Trump’s contacts with people outside the White House and federal government – including Georgia secretary of state Brad Raffensperger, whom Trump pressured to “find” votes that would overturn his loss in the state – will be reviewed.

That also means that the “fake electors” scheme and Trump’s alleged state-level pressure campaign to reverse results can still be considered “unofficial” acts.

Writing for the majority, Chief Justice John Roberts said the president has “broad power to speak on matters of public concern” – including about elections. But the president “plays no role” in the certifying of elections by states, leaving it up to Chutkan to perform a “close analysis” of the indictment to consider if Trump’s actions are protected.

“Certain allegations – such as those involving Trump’s discussions with the Acting Attorney General – are readily categorized in light of the nature of the President’s official relationship to the office held by that individual,” according to the court’s majority.

“Other allegations – such as those involving Trump’s interactions with the Vice President, state officials, and certain private parties, and his comments to the general public – present more difficult questions,” the ruling added. “Although we identify several considerations pertinent to classifying those allegations and determining whether they are subject to immunity, that analysis ultimately is best left to the lower courts to perform in the first instance.”

Donald Trump speaks to supporters in Washington DC on January 6, 2021, before a mob stormed the Capitol to stop the certification of Joe Biden’s victory – actions at the center of the election interference case against the former president
Donald Trump speaks to supporters in Washington DC on January 6, 2021, before a mob stormed the Capitol to stop the certification of Joe Biden’s victory – actions at the center of the election interference case against the former president (REUTERS)

Prosecutors with special counsel Jack Smith’s office also will have a chance to dissect whether Trump’s contacts with Mike Pence and other officials can be protected.

A grand jury voted to indict Trump for conspiracy and obstruction in August 2023. Two months later, the former president’s attorneys filed a motion to dismiss the case, arguing that he should be entitled to absolute immunity so that presidents can make decisions “unhesitatingly, without fear” of future prosecution by their political opponents.

With Trump’s “immunity” question moving through appeals courts, Judge Chutkan has effectively paused the pretrial clock in the election interference case.

Now, with the case returned back to her court, parties will still have more than two months to prepare their cases before a trial can begin. But proceedings on whether the acts listed in the indictment are “official” acts are expected to eat up the calendar, making a trial before November exceedingly unlikely.

That will effectively be a “mini trial” with fact-finding and evidence, including, potentially, in-court testimony from Trump, according to Matthew Seligman, constitutional scholar and lawyer who argued in support of Jack Smith’s gag order request in the Mar-a-Lago case.

“It’s a poor, poor substitute for an actual trial that puts on the issue of guilt and innocence,” he told reporters on Monday, “but it is an opportunity to bring much of this evidence to light so the American people can see some of the former president’s crimes.”

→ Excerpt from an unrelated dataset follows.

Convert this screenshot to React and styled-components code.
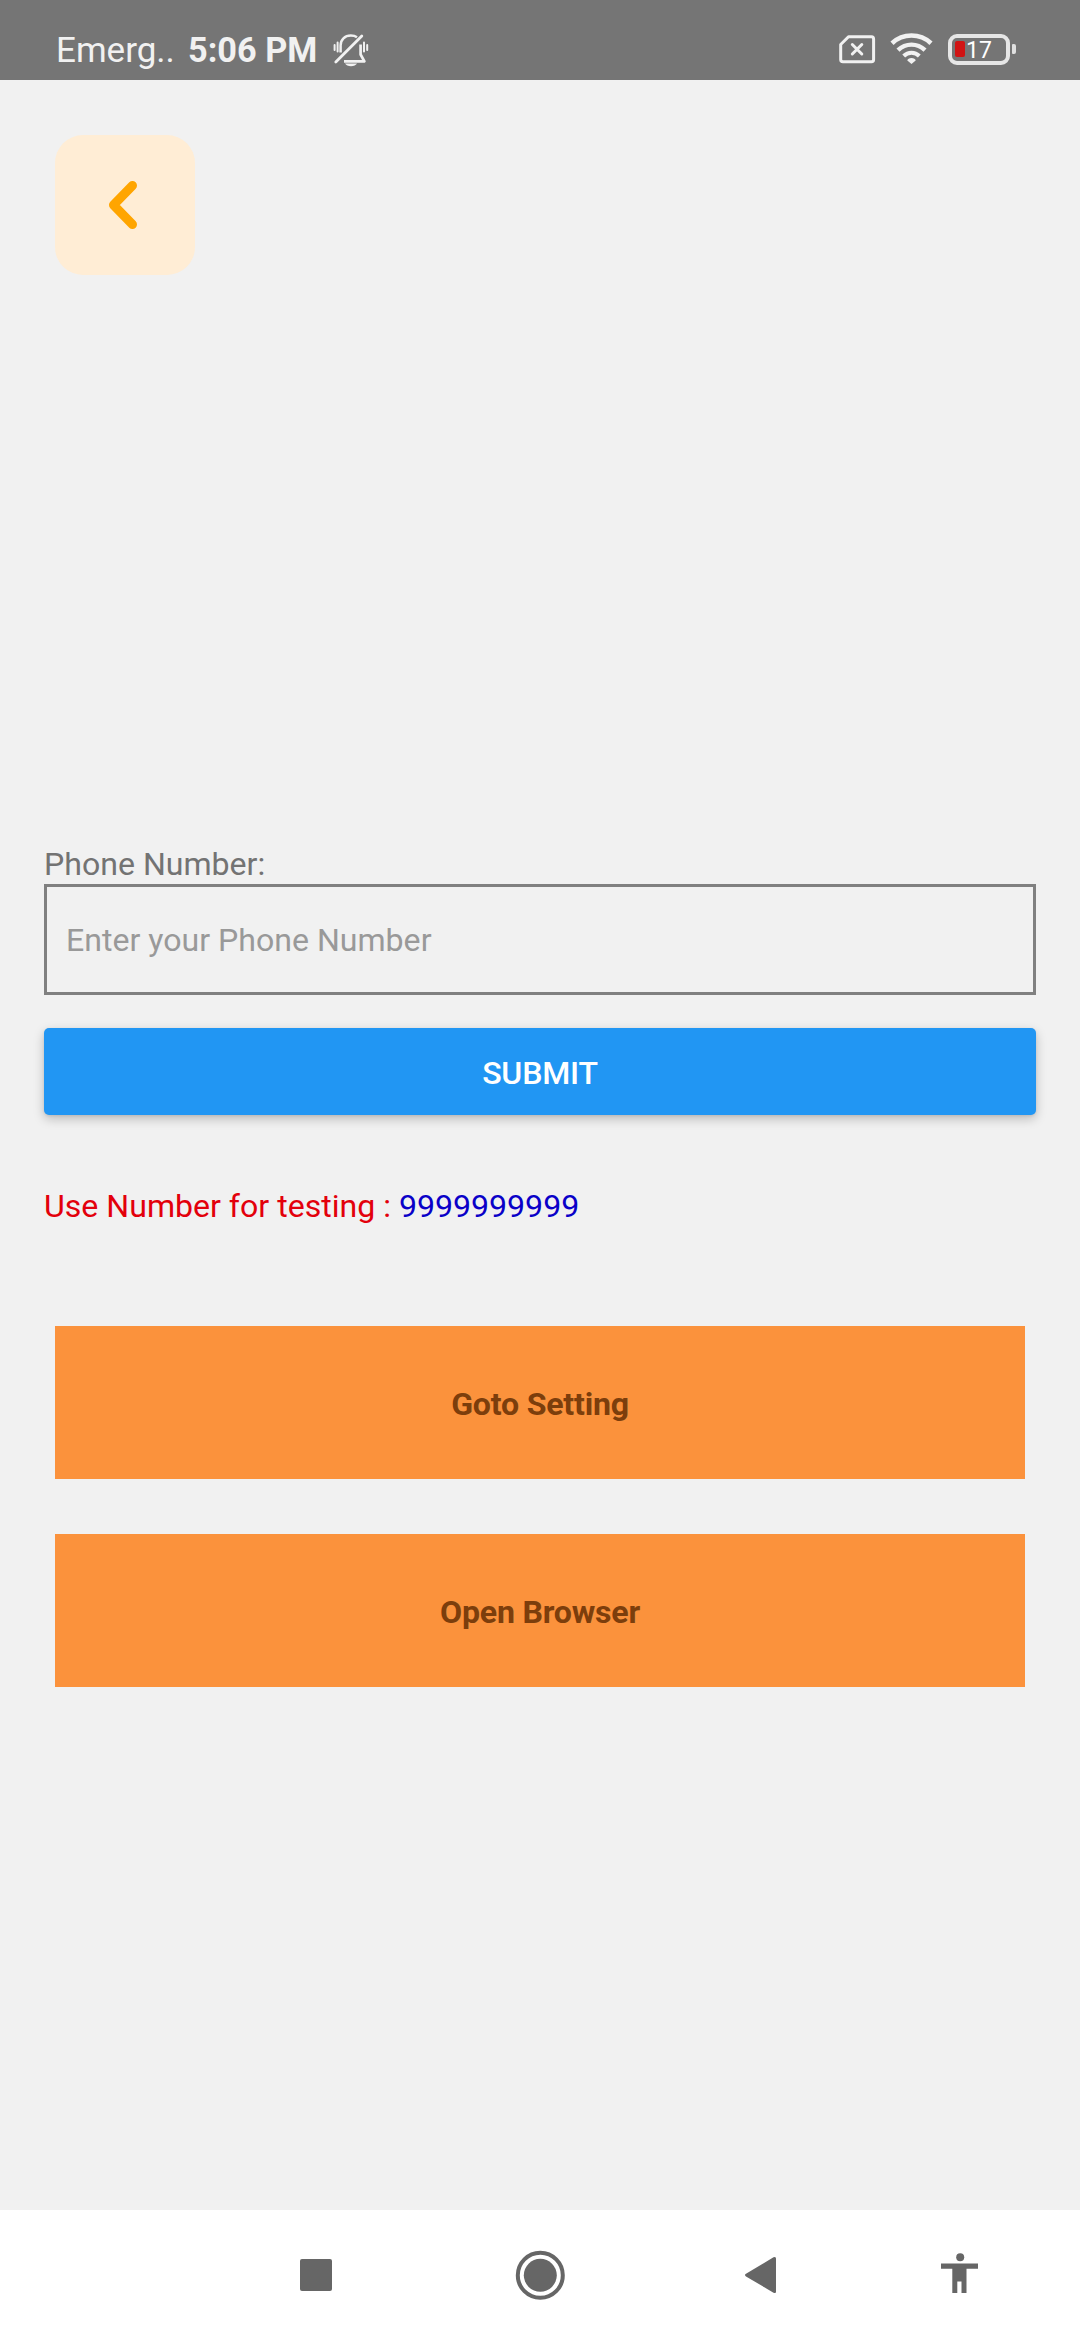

Trump’s attorneys have also filed a motion to dismiss his election interference case in Georgia, which mirrors the federal case against him. The judge overseeing that state-level case was waiting on the Supreme Court’s decision before issuing a decision.

But the case is currently in the hands of a state appeals court, pending a review of a decision to keep Fulton County District Attorney Fani Willis on the case.

The appeals court is not expected to take up that case until October, and a decision may not arrive until 2025, at which point the case will then head back to the lower court.

Trump also argues that he is immune from prosecution in his classified documents case. Prosecutors argue that the charges have nothing to do with actions while in office – they involve Trump’s possession of classified materials after he left the White House, and his alleged attempts to evade law enforcement trying to get them back.

“It doesn’t involve presidential conduct so it couldn’t be ‘official’ conduct and ‘immune,’” according to John Dean, former White House counsel under Richard Nixon and a key witness in the Watergate scandal.

“It’s post-presidential – the indictment doesn’t deal with how the documents got there,” he said. “Rather, it’s the retaining of documents he had no right to retain, and the resistance and obstruction when asked for the documents.

But “Trump will obviously try to somehow cast this as immune behavior,” he told reporters on Monday.

The former president has already baselessly asserted that the verdicts and court decisions in several New York cases should be tossed out based on the Supreme Court’s decision, including his 34 guilty verdicts in his hush money trial.

If Trump makes those challenges in court, they will likely be rejected, according to Norm Eisen, a senior fellow at the Brookings Institution and a co-counsel for the House Judiciary Committee during Trump’s first impeachment.

The Supreme Court’s decision substitutes Trump’s demand for absolute immunity with “a startling expansion of presidential immunity that goes beyond, far beyond, anything we’ve ever seen or contemplated in American history, that we’ve never needed … and that as the dissent properly point out, is dangerous and contrary to the American idea that no one is above the law,” according to Eisen.

The court’s majority “has placed American presidents, to some extent, above the law,” he said.